In the correctly aligned seated posture the knees will drop below the front of the pelvis, the soles of the feet will face upwards, and the Pelvis will sit in a neutral position. The neutral position of the Pelvis will naturally induce Uddiyana Bandha and the spine will retain its neutral shape. With the palms of the hands also facing upwards, along with soles of the feet and a correctly aligned spine, induces Apana to turn upwards preventing drowsiness.


The Hatha Yoga practices will cleanse and prepare the gross and subtle bodies for the practice of Pranayama.

HYP 10 Chapters: When exhalation and inhalation are stopped, objects are not perceived, no action is performed and there is no mind or expression, then this Laya, is established in the Yogi.   

Practicing Pranayama brings Prana under control, and as the mind is controlled by Prana the mind is brought under control. The Pranayama practice of Nadi Shodhana balances out the polar energies of Ida and Pingala, diffusing mental conflict.
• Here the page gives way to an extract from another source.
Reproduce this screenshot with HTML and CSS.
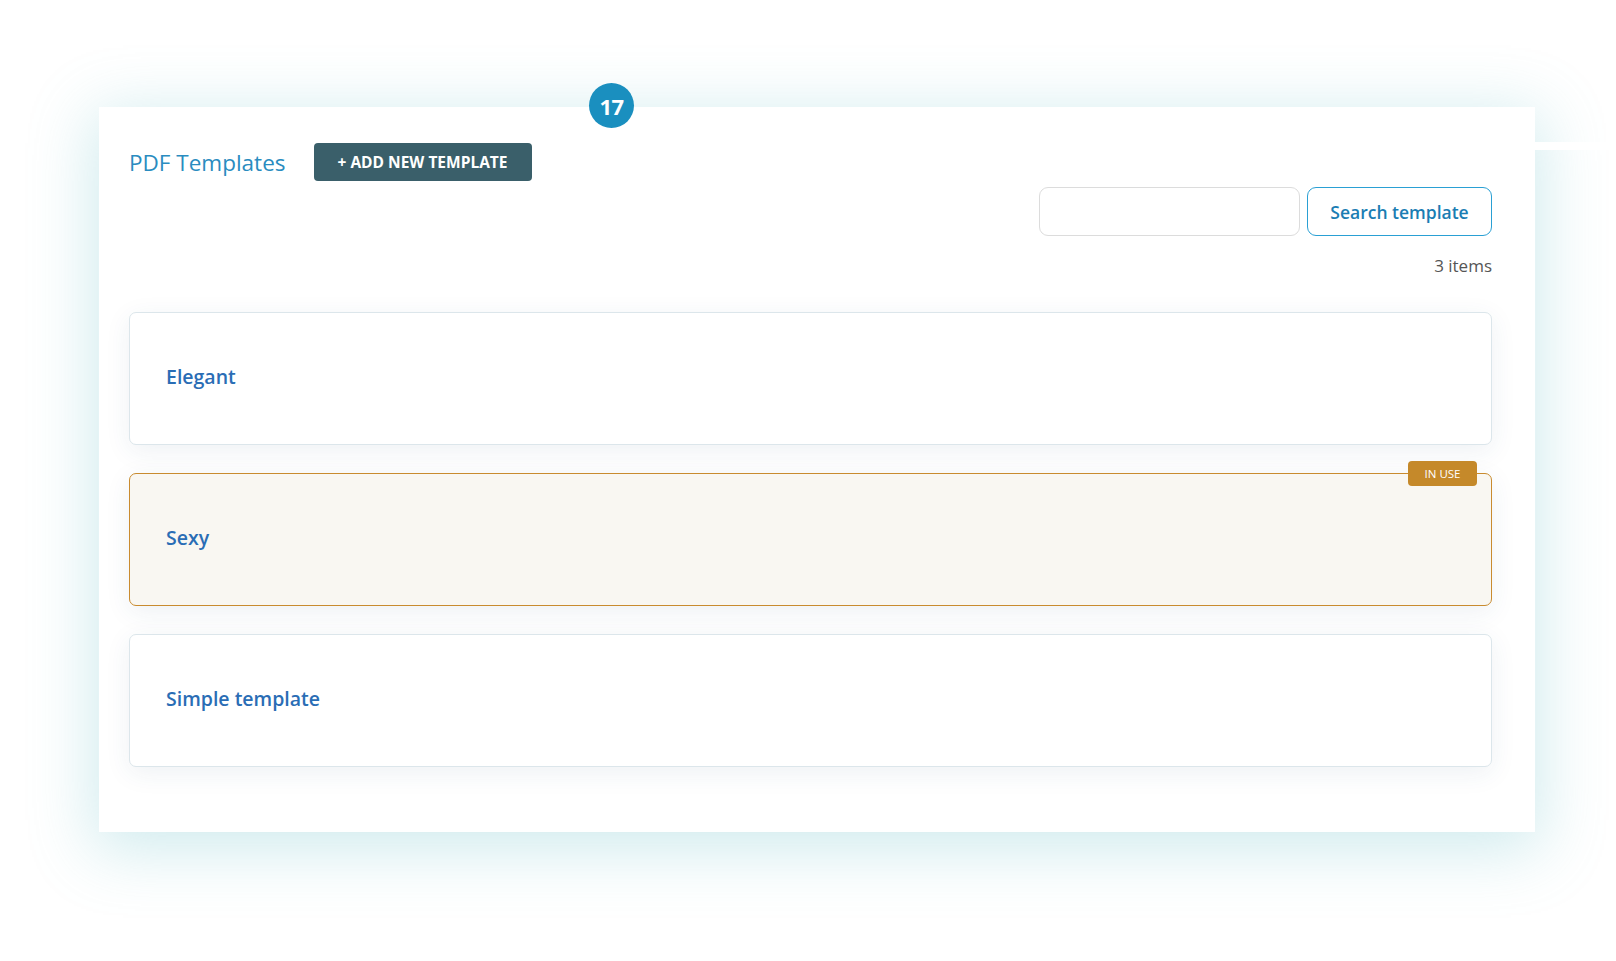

There are four phases to the Nadi Shodhana practice comprising of:

  • Inhalation (Puraka)
  • Exhalation (Rechaka)
  • Retention (Kumbhaka) which has two phases
  • Internal retention (Antar) *
  • External retention (Bahya) **

**During the external retention add: Jalandhara, uddiyana, Mula Bandha

*During the internal retention add only Jalandhara and mula Bandha

During the retention phase the mind is still, with no coming or going and the struggle to control the mind slips away leading to dissolution.

The Hatha Yoga Pradipika 10 Chapters gives advise on the outcome of Pranayama practices on the mind, as below.

HYP 10 Chapters: Laya may be the state of liberation or may not be so, as others would opine (suggest) But Laya (state of Moksa) takes place when Manas and Prana are merged in Nada (sound)


Sit in Siddhasana and begin to Visualise the Chakras beginning with Ajna Chakra, before moving down to Muladhara Chakra. Ajna Chakra is the centre for higher thinking and values, along with inner vision and intuition. It would seem natural to begin with Muladhara Chakra, and ascend, but it is warned that if we begin with Muladhara Chakra, we risk identifying with our base instincts, and get lost. Starting with Ajna Chakra, it Is said helps keep in mind our higher purpose.